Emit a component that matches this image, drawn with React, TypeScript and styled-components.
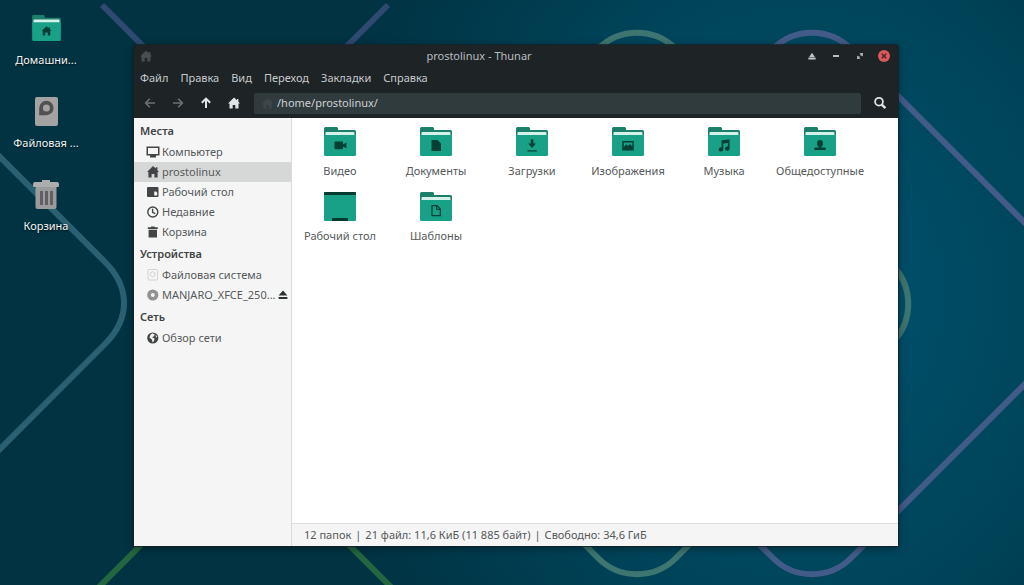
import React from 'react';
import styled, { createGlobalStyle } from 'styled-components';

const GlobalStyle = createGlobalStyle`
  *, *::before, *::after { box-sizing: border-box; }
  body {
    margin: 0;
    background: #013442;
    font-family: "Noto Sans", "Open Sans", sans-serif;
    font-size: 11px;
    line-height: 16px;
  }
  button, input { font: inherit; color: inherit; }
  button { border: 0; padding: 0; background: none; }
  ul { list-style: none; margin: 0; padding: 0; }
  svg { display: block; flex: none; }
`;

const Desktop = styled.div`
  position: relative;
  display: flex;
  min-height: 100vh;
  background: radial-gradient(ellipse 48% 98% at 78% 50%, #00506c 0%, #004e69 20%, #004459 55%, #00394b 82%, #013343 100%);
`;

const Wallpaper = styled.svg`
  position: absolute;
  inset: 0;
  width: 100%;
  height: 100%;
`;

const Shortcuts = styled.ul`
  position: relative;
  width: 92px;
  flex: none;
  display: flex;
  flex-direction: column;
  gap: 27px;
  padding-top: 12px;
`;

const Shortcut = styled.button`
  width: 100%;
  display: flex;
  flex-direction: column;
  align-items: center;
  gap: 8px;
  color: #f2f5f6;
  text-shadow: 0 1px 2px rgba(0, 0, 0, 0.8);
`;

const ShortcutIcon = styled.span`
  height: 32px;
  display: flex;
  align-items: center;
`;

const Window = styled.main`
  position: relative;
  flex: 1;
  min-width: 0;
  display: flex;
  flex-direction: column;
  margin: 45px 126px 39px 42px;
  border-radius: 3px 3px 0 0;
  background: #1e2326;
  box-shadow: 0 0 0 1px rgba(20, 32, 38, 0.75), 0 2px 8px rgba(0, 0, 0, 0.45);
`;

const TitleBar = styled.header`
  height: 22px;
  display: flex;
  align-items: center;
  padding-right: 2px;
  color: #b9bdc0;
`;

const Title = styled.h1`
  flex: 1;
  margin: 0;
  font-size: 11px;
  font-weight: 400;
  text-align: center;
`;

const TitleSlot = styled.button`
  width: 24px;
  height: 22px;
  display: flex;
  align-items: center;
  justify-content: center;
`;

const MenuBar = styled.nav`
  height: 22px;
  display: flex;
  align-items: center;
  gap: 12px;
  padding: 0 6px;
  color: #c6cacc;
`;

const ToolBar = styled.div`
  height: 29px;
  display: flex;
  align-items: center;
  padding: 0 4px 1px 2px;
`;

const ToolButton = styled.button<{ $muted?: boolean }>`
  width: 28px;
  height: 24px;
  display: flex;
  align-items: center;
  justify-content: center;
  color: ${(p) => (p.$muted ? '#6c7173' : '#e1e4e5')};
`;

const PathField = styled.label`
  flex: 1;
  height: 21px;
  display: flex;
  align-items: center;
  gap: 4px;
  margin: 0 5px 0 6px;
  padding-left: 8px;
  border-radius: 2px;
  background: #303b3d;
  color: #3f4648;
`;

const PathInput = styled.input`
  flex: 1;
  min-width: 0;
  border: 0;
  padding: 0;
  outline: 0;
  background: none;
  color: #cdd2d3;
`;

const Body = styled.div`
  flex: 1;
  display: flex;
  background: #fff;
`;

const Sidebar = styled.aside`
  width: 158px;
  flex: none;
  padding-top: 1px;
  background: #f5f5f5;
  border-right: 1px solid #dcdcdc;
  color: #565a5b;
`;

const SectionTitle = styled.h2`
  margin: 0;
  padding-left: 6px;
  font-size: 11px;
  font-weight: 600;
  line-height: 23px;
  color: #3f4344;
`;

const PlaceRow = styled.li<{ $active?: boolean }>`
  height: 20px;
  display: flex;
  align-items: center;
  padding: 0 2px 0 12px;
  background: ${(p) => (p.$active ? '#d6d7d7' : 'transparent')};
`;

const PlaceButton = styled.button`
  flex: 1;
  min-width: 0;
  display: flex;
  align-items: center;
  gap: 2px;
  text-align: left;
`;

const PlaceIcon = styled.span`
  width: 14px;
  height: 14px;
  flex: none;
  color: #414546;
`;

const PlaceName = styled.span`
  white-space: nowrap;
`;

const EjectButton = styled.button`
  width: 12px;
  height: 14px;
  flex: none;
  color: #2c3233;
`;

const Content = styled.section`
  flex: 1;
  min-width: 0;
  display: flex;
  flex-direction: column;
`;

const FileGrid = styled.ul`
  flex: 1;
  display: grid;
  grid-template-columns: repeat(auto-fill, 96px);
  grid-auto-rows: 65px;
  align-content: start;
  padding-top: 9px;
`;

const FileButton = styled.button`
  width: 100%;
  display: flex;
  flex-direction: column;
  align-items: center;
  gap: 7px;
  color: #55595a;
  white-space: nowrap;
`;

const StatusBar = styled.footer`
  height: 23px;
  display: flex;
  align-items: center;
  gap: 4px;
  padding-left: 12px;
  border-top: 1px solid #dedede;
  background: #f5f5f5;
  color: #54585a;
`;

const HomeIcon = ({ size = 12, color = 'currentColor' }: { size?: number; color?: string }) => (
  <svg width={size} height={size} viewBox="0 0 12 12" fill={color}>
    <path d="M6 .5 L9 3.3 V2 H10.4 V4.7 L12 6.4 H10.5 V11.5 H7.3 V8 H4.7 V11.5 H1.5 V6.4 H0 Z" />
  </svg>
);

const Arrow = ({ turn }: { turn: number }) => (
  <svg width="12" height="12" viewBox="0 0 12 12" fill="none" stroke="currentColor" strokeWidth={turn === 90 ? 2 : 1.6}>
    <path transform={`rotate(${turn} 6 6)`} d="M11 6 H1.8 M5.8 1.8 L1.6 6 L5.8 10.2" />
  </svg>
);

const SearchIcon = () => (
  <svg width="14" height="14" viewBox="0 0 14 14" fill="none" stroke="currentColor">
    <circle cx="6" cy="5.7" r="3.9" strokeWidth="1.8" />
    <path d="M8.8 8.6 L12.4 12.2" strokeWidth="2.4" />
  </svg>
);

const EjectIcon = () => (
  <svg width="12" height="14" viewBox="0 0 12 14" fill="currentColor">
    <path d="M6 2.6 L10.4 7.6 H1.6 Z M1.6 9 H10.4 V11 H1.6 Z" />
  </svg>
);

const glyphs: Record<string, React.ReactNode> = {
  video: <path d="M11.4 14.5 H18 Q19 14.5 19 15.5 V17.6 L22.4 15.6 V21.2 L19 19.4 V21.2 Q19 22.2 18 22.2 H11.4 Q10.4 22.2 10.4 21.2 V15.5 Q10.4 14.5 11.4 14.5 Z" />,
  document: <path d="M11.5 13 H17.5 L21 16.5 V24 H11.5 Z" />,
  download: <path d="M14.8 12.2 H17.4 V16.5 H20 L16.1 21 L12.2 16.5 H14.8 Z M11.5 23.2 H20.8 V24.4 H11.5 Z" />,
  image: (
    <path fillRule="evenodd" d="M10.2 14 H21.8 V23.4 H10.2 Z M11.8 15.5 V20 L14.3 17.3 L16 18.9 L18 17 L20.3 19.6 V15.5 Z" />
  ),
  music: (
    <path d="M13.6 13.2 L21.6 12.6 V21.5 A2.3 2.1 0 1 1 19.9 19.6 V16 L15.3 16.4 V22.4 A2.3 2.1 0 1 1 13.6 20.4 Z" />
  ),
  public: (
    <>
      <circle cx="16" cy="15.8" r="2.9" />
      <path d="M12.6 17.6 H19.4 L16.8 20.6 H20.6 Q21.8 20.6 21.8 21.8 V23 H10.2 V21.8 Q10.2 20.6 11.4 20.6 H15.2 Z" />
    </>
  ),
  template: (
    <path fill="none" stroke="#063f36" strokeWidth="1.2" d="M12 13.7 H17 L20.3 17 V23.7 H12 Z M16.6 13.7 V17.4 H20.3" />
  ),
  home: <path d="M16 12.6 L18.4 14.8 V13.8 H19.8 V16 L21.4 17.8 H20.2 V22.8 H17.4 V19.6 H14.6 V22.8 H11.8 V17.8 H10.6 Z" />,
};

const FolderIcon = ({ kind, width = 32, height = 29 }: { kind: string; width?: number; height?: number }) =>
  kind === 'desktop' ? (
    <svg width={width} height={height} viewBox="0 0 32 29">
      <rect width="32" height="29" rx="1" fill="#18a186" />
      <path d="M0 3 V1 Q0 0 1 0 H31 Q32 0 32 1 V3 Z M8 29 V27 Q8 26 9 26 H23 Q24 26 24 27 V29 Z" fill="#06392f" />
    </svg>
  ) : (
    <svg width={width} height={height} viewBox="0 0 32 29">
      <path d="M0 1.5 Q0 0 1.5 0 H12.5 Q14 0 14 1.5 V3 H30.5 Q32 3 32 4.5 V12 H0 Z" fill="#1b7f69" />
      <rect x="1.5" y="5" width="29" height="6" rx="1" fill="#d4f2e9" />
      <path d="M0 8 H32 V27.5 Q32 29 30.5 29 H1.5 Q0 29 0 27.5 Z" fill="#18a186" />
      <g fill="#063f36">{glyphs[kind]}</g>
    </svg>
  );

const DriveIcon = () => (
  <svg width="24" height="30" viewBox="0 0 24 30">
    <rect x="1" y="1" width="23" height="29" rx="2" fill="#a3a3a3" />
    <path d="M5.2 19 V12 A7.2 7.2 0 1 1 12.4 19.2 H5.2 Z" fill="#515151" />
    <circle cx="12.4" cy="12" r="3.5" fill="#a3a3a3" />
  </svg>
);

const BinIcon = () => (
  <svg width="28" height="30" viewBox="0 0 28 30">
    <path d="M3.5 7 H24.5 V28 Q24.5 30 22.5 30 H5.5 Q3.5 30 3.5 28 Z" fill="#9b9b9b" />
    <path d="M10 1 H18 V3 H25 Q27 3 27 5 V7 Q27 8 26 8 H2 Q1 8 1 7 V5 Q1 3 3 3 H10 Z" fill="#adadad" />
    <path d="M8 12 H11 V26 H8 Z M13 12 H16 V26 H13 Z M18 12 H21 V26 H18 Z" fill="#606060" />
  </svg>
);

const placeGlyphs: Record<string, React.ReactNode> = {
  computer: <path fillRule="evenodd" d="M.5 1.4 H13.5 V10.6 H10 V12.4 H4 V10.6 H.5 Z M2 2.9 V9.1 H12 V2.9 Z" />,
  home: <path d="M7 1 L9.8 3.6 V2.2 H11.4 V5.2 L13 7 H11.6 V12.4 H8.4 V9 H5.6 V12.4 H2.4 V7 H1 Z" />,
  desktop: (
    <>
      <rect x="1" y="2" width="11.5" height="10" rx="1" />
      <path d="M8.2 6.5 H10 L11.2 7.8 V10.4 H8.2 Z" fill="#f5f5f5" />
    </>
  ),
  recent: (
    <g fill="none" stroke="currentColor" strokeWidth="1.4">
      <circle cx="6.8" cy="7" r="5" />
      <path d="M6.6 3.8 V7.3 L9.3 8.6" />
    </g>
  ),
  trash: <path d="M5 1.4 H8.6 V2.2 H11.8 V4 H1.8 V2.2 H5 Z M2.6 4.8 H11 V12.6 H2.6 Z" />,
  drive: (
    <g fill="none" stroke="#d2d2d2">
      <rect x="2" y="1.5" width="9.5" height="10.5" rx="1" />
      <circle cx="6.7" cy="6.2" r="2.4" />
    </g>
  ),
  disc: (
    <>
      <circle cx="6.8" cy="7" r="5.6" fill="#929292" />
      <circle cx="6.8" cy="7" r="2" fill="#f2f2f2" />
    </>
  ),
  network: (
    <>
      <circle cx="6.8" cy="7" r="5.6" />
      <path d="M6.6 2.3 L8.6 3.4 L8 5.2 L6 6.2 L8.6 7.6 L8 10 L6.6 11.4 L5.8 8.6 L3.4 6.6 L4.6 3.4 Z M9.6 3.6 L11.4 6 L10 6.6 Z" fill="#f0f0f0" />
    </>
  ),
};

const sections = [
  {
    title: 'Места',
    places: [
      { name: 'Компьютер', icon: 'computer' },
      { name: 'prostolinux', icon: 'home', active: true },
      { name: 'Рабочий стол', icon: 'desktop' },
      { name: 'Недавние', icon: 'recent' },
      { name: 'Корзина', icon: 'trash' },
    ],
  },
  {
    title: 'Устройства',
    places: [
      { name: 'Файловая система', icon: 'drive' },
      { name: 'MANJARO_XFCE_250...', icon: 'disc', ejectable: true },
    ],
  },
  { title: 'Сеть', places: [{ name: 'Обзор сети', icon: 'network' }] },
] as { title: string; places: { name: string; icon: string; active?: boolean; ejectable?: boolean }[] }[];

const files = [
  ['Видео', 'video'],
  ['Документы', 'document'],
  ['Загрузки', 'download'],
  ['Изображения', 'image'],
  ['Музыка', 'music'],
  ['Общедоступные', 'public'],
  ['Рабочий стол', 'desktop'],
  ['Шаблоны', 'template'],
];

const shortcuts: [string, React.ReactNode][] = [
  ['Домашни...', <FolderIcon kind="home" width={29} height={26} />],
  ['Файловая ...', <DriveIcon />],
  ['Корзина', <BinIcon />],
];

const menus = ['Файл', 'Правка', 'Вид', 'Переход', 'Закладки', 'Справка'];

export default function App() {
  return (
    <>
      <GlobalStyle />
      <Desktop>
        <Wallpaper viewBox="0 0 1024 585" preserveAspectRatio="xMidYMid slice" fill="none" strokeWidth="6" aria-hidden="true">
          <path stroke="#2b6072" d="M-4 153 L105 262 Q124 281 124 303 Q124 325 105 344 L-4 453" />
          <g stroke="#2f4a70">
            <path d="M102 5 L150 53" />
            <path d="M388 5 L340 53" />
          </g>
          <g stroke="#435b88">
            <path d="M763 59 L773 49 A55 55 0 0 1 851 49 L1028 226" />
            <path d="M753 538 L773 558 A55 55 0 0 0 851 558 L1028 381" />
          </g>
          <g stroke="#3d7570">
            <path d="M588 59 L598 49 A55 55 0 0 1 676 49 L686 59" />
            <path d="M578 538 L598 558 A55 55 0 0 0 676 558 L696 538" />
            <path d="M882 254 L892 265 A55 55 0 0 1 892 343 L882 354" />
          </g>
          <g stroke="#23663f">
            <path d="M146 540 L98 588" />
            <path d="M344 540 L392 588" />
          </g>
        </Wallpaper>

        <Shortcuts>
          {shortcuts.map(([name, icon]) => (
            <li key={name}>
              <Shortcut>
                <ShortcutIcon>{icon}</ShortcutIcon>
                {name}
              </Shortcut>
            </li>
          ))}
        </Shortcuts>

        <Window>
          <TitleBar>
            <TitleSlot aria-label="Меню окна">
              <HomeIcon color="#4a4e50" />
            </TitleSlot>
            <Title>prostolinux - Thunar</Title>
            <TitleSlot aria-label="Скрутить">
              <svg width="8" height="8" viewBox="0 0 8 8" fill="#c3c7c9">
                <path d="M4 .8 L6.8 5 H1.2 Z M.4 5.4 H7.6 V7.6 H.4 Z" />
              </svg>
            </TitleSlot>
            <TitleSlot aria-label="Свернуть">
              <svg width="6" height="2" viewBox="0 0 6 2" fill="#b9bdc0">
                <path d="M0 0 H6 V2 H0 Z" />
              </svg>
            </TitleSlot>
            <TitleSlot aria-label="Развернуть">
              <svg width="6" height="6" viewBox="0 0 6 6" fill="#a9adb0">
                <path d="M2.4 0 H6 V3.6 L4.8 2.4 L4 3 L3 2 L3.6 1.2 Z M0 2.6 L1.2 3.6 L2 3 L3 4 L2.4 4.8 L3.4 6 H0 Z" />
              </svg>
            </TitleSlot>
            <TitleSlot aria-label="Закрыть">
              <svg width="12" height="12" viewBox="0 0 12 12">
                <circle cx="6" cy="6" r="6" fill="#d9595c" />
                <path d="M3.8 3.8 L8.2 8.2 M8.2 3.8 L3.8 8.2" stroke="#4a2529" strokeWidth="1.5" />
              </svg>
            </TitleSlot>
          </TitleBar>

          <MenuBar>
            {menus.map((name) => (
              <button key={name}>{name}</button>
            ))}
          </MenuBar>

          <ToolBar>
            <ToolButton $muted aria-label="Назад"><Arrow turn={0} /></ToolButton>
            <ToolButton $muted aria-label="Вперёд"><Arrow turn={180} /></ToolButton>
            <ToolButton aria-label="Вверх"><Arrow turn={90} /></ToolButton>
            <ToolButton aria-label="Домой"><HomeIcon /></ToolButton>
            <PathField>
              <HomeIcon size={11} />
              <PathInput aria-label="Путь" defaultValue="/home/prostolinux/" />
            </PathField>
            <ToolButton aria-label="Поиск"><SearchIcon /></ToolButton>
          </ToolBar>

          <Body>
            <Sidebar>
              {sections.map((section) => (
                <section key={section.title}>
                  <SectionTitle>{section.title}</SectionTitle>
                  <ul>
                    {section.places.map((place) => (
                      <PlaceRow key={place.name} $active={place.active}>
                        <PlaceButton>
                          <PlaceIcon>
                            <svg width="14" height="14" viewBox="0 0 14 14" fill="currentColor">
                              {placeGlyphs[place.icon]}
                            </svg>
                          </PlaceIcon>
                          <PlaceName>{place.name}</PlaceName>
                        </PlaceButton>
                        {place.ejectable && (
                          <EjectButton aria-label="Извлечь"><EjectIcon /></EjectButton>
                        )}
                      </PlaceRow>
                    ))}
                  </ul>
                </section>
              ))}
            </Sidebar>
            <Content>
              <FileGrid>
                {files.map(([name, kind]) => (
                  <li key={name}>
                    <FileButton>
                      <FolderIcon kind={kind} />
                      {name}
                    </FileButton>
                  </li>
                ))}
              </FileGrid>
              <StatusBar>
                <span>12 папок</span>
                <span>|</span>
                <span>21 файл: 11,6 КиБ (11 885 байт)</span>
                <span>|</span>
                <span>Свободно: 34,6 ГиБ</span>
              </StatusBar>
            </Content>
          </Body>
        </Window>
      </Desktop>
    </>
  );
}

- _EXERCISE INSTRUCTIONS_: Scan the material above. Copy each line where "React" occurs.

- _SOLUTION TO THIS TASK_:
Emit a component that matches this image, drawn with React, TypeScript and styled-components.
import React from 'react';
const glyphs: Record<string, React.ReactNode> = {
const placeGlyphs: Record<string, React.ReactNode> = {
const shortcuts: [string, React.ReactNode][] = [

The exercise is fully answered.